• DATA EXCERPT:
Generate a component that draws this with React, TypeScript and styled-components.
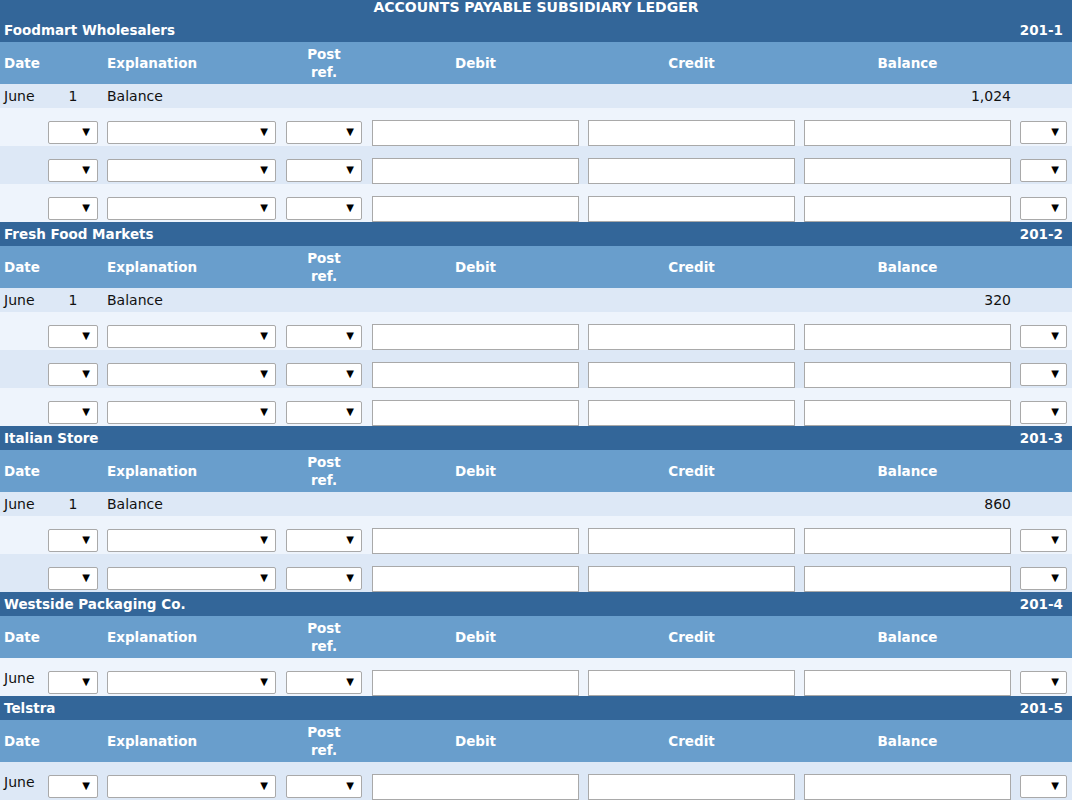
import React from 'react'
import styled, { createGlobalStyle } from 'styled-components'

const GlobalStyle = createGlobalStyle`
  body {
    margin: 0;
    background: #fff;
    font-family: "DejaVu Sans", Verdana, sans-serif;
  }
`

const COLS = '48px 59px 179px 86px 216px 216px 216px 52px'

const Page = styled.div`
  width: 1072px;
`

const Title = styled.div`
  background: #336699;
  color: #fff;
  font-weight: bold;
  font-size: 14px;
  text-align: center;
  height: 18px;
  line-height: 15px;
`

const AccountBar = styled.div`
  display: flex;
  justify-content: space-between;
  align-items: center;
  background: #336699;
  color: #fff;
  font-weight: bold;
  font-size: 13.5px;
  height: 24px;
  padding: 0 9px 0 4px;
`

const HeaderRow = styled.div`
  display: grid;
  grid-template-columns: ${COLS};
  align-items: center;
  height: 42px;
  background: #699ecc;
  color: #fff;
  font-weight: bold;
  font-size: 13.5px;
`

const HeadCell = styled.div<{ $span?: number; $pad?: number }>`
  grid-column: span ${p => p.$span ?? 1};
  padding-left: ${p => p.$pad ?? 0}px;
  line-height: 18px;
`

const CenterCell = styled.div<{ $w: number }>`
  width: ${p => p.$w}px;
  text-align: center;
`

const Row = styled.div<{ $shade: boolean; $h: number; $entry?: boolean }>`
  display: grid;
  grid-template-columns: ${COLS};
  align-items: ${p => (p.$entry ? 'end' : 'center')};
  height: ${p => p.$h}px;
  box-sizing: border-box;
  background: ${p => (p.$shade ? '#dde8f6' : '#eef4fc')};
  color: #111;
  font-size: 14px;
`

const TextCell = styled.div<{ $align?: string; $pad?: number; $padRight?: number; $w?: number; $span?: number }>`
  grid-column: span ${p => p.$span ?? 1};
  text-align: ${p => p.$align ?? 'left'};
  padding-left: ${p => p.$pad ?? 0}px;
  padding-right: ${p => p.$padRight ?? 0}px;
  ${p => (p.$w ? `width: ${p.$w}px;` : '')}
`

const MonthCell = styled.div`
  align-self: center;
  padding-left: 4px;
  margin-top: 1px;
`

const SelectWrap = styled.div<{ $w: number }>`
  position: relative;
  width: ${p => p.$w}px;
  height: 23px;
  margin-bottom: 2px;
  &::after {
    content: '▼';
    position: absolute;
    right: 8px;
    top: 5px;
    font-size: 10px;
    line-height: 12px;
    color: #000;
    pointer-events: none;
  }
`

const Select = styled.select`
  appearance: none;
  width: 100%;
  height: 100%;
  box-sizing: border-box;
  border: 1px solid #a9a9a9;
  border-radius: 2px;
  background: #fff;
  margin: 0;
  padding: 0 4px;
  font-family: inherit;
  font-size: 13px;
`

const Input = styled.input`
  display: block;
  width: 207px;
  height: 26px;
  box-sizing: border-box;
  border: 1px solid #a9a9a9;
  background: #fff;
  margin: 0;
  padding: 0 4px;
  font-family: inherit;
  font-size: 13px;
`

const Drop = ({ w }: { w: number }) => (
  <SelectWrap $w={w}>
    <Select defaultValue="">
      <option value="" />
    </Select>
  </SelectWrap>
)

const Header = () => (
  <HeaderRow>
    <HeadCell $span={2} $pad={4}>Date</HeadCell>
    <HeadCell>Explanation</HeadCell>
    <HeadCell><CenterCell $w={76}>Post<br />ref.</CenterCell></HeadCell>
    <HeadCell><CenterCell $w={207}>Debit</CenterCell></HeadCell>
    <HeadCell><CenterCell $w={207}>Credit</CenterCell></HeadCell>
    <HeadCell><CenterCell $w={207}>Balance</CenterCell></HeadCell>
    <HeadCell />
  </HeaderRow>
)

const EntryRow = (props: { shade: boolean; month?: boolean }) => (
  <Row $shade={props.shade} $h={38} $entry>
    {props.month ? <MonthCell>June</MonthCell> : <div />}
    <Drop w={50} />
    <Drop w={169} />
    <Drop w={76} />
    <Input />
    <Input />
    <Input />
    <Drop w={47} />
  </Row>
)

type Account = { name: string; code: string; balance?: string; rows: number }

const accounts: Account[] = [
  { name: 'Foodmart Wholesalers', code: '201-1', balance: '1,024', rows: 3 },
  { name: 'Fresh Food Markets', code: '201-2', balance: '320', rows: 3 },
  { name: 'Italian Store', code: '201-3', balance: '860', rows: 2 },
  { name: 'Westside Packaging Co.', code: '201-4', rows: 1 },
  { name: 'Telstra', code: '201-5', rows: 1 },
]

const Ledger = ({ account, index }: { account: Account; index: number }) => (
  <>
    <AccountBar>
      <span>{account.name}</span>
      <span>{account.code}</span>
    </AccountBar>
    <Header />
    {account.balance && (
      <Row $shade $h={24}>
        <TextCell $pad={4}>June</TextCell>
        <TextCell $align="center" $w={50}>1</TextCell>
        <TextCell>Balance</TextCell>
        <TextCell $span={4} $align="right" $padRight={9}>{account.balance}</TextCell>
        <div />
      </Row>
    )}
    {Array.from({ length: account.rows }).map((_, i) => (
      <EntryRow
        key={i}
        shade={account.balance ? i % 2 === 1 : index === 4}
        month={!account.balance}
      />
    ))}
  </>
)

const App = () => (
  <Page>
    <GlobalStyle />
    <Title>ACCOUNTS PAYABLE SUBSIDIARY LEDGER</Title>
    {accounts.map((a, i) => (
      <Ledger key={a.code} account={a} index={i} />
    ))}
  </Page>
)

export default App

• EXERCISE PROMPT: Return the listing above in full and without alteration, excluding its pictures.

• ANSWER TO THE PROBLEM:
Generate a component that draws this with React, TypeScript and styled-components.
import React from 'react'
import styled, { createGlobalStyle } from 'styled-components'

const GlobalStyle = createGlobalStyle`
  body {
    margin: 0;
    background: #fff;
    font-family: "DejaVu Sans", Verdana, sans-serif;
  }
`

const COLS = '48px 59px 179px 86px 216px 216px 216px 52px'

const Page = styled.div`
  width: 1072px;
`

const Title = styled.div`
  background: #336699;
  color: #fff;
  font-weight: bold;
  font-size: 14px;
  text-align: center;
  height: 18px;
  line-height: 15px;
`

const AccountBar = styled.div`
  display: flex;
  justify-content: space-between;
  align-items: center;
  background: #336699;
  color: #fff;
  font-weight: bold;
  font-size: 13.5px;
  height: 24px;
  padding: 0 9px 0 4px;
`

const HeaderRow = styled.div`
  display: grid;
  grid-template-columns: ${COLS};
  align-items: center;
  height: 42px;
  background: #699ecc;
  color: #fff;
  font-weight: bold;
  font-size: 13.5px;
`

const HeadCell = styled.div<{ $span?: number; $pad?: number }>`
  grid-column: span ${p => p.$span ?? 1};
  padding-left: ${p => p.$pad ?? 0}px;
  line-height: 18px;
`

const CenterCell = styled.div<{ $w: number }>`
  width: ${p => p.$w}px;
  text-align: center;
`

const Row = styled.div<{ $shade: boolean; $h: number; $entry?: boolean }>`
  display: grid;
  grid-template-columns: ${COLS};
  align-items: ${p => (p.$entry ? 'end' : 'center')};
  height: ${p => p.$h}px;
  box-sizing: border-box;
  background: ${p => (p.$shade ? '#dde8f6' : '#eef4fc')};
  color: #111;
  font-size: 14px;
`

const TextCell = styled.div<{ $align?: string; $pad?: number; $padRight?: number; $w?: number; $span?: number }>`
  grid-column: span ${p => p.$span ?? 1};
  text-align: ${p => p.$align ?? 'left'};
  padding-left: ${p => p.$pad ?? 0}px;
  padding-right: ${p => p.$padRight ?? 0}px;
  ${p => (p.$w ? `width: ${p.$w}px;` : '')}
`

const MonthCell = styled.div`
  align-self: center;
  padding-left: 4px;
  margin-top: 1px;
`

const SelectWrap = styled.div<{ $w: number }>`
  position: relative;
  width: ${p => p.$w}px;
  height: 23px;
  margin-bottom: 2px;
  &::after {
    content: '▼';
    position: absolute;
    right: 8px;
    top: 5px;
    font-size: 10px;
    line-height: 12px;
    color: #000;
    pointer-events: none;
  }
`

const Select = styled.select`
  appearance: none;
  width: 100%;
  height: 100%;
  box-sizing: border-box;
  border: 1px solid #a9a9a9;
  border-radius: 2px;
  background: #fff;
  margin: 0;
  padding: 0 4px;
  font-family: inherit;
  font-size: 13px;
`

const Input = styled.input`
  display: block;
  width: 207px;
  height: 26px;
  box-sizing: border-box;
  border: 1px solid #a9a9a9;
  background: #fff;
  margin: 0;
  padding: 0 4px;
  font-family: inherit;
  font-size: 13px;
`

const Drop = ({ w }: { w: number }) => (
  <SelectWrap $w={w}>
    <Select defaultValue="">
      <option value="" />
    </Select>
  </SelectWrap>
)

const Header = () => (
  <HeaderRow>
    <HeadCell $span={2} $pad={4}>Date</HeadCell>
    <HeadCell>Explanation</HeadCell>
    <HeadCell><CenterCell $w={76}>Post<br />ref.</CenterCell></HeadCell>
    <HeadCell><CenterCell $w={207}>Debit</CenterCell></HeadCell>
    <HeadCell><CenterCell $w={207}>Credit</CenterCell></HeadCell>
    <HeadCell><CenterCell $w={207}>Balance</CenterCell></HeadCell>
    <HeadCell />
  </HeaderRow>
)

const EntryRow = (props: { shade: boolean; month?: boolean }) => (
  <Row $shade={props.shade} $h={38} $entry>
    {props.month ? <MonthCell>June</MonthCell> : <div />}
    <Drop w={50} />
    <Drop w={169} />
    <Drop w={76} />
    <Input />
    <Input />
    <Input />
    <Drop w={47} />
  </Row>
)

type Account = { name: string; code: string; balance?: string; rows: number }

const accounts: Account[] = [
  { name: 'Foodmart Wholesalers', code: '201-1', balance: '1,024', rows: 3 },
  { name: 'Fresh Food Markets', code: '201-2', balance: '320', rows: 3 },
  { name: 'Italian Store', code: '201-3', balance: '860', rows: 2 },
  { name: 'Westside Packaging Co.', code: '201-4', rows: 1 },
  { name: 'Telstra', code: '201-5', rows: 1 },
]

const Ledger = ({ account, index }: { account: Account; index: number }) => (
  <>
    <AccountBar>
      <span>{account.name}</span>
      <span>{account.code}</span>
    </AccountBar>
    <Header />
    {account.balance && (
      <Row $shade $h={24}>
        <TextCell $pad={4}>June</TextCell>
        <TextCell $align="center" $w={50}>1</TextCell>
        <TextCell>Balance</TextCell>
        <TextCell $span={4} $align="right" $padRight={9}>{account.balance}</TextCell>
        <div />
      </Row>
    )}
    {Array.from({ length: account.rows }).map((_, i) => (
      <EntryRow
        key={i}
        shade={account.balance ? i % 2 === 1 : index === 4}
        month={!account.balance}
      />
    ))}
  </>
)

const App = () => (
  <Page>
    <GlobalStyle />
    <Title>ACCOUNTS PAYABLE SUBSIDIARY LEDGER</Title>
    {accounts.map((a, i) => (
      <Ledger key={a.code} account={a} index={i} />
    ))}
  </Page>
)

export default App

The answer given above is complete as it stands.